Majelis juga mempertimbangkan hasil dari B2TP2A yang menyatakan bahwa terdapat adanya tekanan psikologi karena adanya pencabulan, sehingga mengganggu emosi dari saksi korban. Sehingga saksi korban tidak tahu apa yang sedang ia rasakan setelah ia mulai mengalami sodomi.

Selain itu, majelis juga menjelaskan mengenai Berita Acara Penyelidikan (BAP) ketika terdakwa diberikan pertanyaan mengenai sodomi terhadap saksi korban. "BAP oleh Bareskrim Budi Santoso saat Neil dalam menjawab pertanyaan apakah memasukan alat kelamin ketiga lubang anus saksi korban? Kemudian Neil menjawab tidak. Hal tersebut menunjukan indikasi berbohong," demikian pertimbangan majelis.

Lebih lanjut, majelis mempertimbangkan keterangan ahli yang menjelaskan mengenai kesehatan seks dari terdakwa. Dimana terdakwa melakukan seks seminggu sekali, sedangkan menurut ahli kesehatan, seks normalnya dilakukan 2-3 kali seminggu. Sehingga, terdakwa dipertanyakan bagaimana caranya menyalurkan masturbasi dengan kesehatan seks hanya seminggu sekali.

Majelis juga menolak dan mengenyampingkan bukti-bukti yang diajukan oleh penasehat hukum dari Neil. Surat dari Pengadilan Singapura yang melegitimasi hasil laboratorium rumah sakit di Singapura juga dikesampingkan. "Surat Pengadilan Singapura mengenai dapat digunakan hasil dari RS di Singapura berdasar Pasal 184 ayat (1) dan ayat (2) KUHAP harus dikesampingkan. Karena tidak ada perjanjian bilateral atau multilaleral antara Indonesia – Singapura,” jelas majelis.

“Sehingga, hakim tidak punya kewajiban untuk mempertimbangkan bukti atau keputusan yang dibuat oleh pengadilan negera lain," tambahnya lagi.

Tak hanya itu, bukti atas Video Mcmartin, jurnal-jurnal, laporan hasil penelitian dari Kamala London juga dikesampingkan  oleh majelis karena tidak ada hubungannya dengan kasus. "Bahwa video McMartin berdasar Pasal  184 ayat (1) dan ayat (2) KUHAP harus disampingkan karena tidak relevan dengan kasus," tambahnya.

Majelis juga mengenyampingkan keterangan ahli mengenai adanya pertanyaan yang diarahkan pada saat investigasi terhadap saksi korban.
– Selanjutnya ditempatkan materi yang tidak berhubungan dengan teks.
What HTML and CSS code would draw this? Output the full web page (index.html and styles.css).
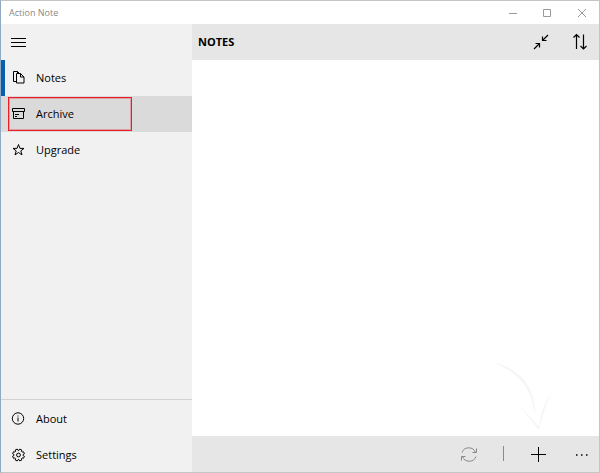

Berdasarkan KUHAP, majelis menegaskan bahwa keterangan yang digunakan ialah keterangan yang disampaikan dalam persidangan sehingga menjadi fakta hukum. "Bagaimana mungkin ahli bisa mengetahui kalau anak terpengaruh oleh sugesti padahal ahli tersebut tidak pernah melakukan investigasi mendalam mengenai pertanyaan yang diberikan kepada saksi korban," sebut majelis.

Sebagai informasi, Neil didakwa Pasal 82 UU Nomor 23 Tahun 2002 Perlindungan Anak jo Pasal 65 ayat 1 KUHP. Neil dituntut oleh Jaksa Penuntut umum penjara 12 Tahun dikurangi masa tahanan dan denda sebanyak Rp100 juta. Selain itu Neil juga diminta untuk membayar biaya perkara Rp5ribu. Sedangkan guru JIS lainnya, Ferdinant Tjiong disidangkan dalam berkas dan persidangan terpisah.
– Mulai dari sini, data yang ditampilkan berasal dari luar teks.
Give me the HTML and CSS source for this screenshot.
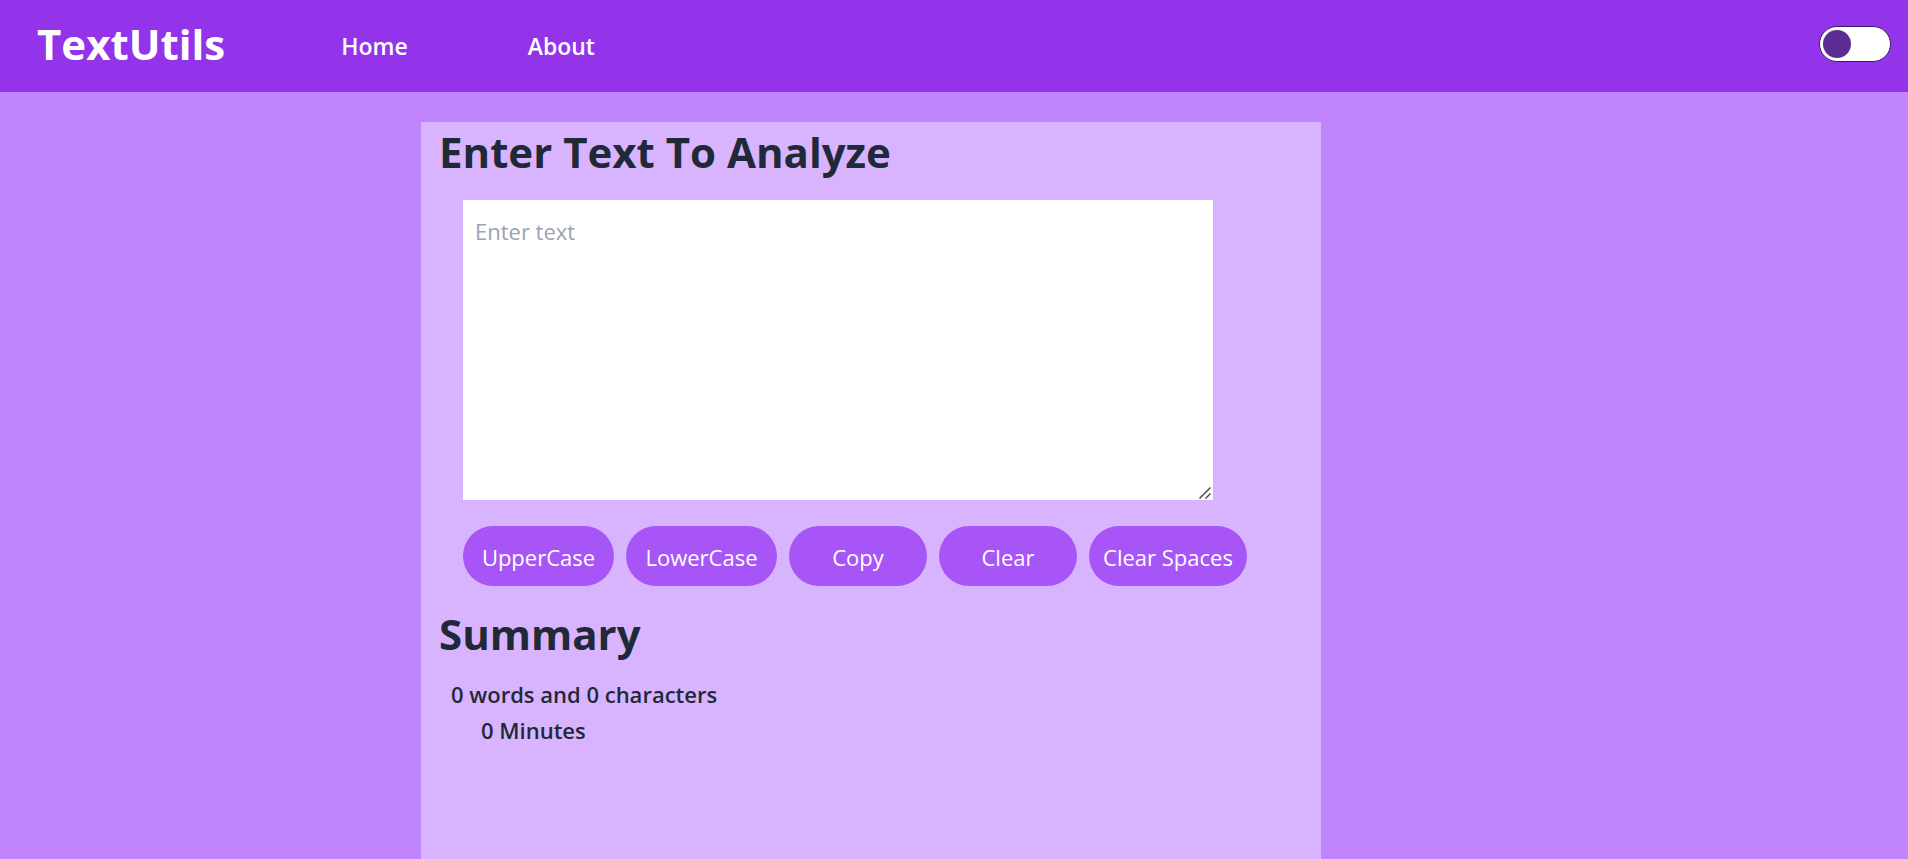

Sidang yang baru dimulai pukul 10.00 WIB dan selesai pukul 18.00 WIB  banyak didatangi oleh orangtua murid JIS yang menggunakan baju berwarna putih. Selama persidangan Ketua Majelis hakim berkali-kali melakukan skors. Skors tersebut dikarenakan adanya pengunjung sidang yang minum dan menelpon di dalam ruang sidang selama persidangan berlangsung, juga media yang mengambil foto namun menggunakan blitz.

Dalam sidang sebelumnya Nuraslam juga memberikan peringatan kepada tim penasehat Neil (Terdakwa) untuk tidak memberikan informasi mengenai jalannya persidangan kepada media demi menjalankan esensi sidang tertutup.

Pihak terdakwa memutuskan untuk mengajukan banding atas putusan tersebut.